The pink neon that has been burned into our collective memories still streams through the hotel, especially when you check into the FAB rooms and retro-inspired GO rooms. The main difference between the two? The GO rooms are prettier to look at, having been remodeled more recently, and come standard with showers only (FAB rooms do have tubs). The Flamingo embraces its Rat Pack history, with the GO rooms attempting to throw you back into all its mod glory, with vinyl padded headboards, black and white photos of Vegas days of yore, and pops of color on the striped wallpaper, all with modern amenities like electronic window treatments, and TVs built into the mirrors.

Shows such as Donny and Marie and Legends in Concert have been chugging along to sold-out crowds at the Flamingo in search of nostalgia.
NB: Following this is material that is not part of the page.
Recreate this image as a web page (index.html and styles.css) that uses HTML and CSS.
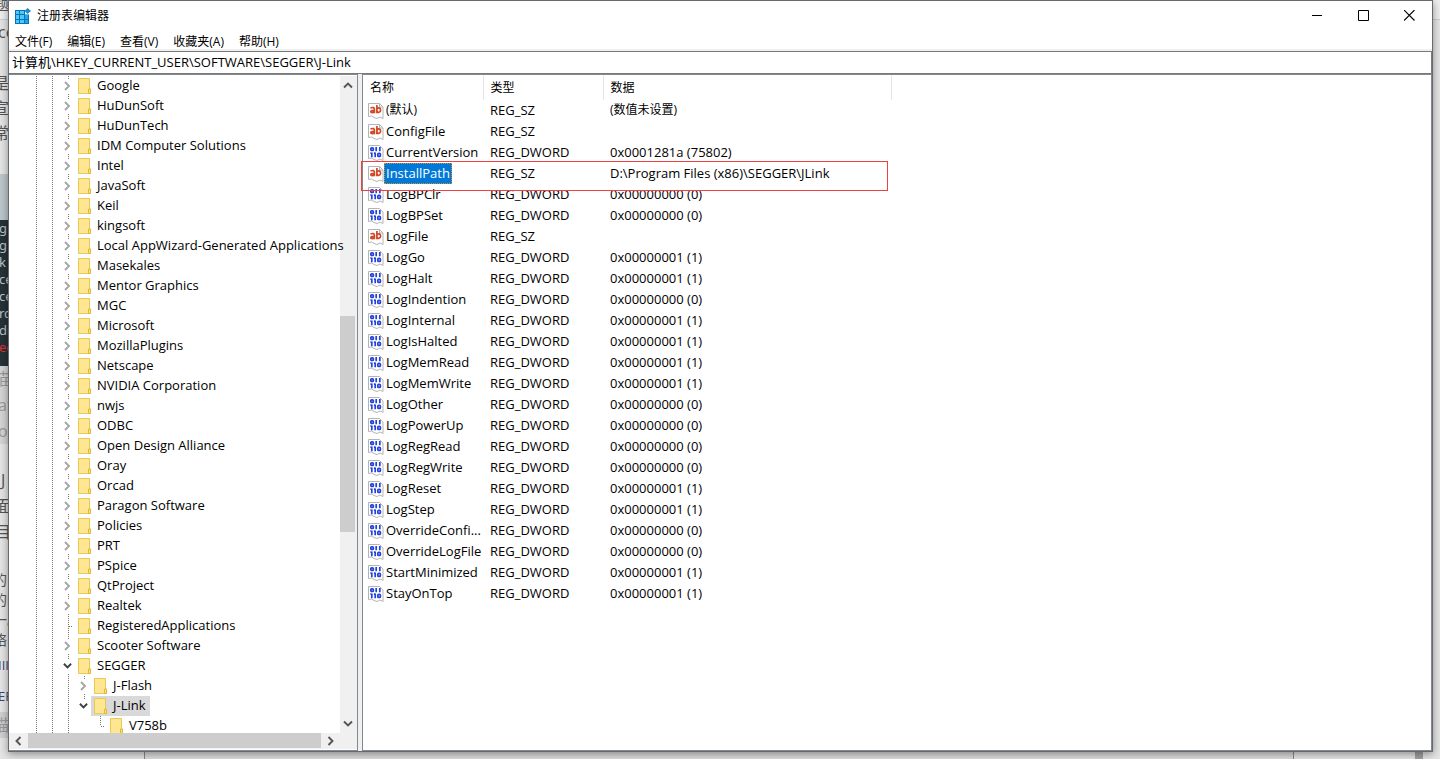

The pool is one of the hotel’s biggest draws. Lush foliage covers 15 acres of lagoons, waterfalls, and streams, as well as five pools and whirlpools. The GO pool features DJ-driven pool time, but the other swimming spots are more family-friendly. You can find the flocks of the namesake bird on Flamingo Island, part of the property’s famed Wildlife Habitat, as well as other animals such as ducks, ibis and turtles, all part of this carefully maintained ecosystem. These species might not be native to Nevada, but they’re definitely a part of the Las Vegas landscape.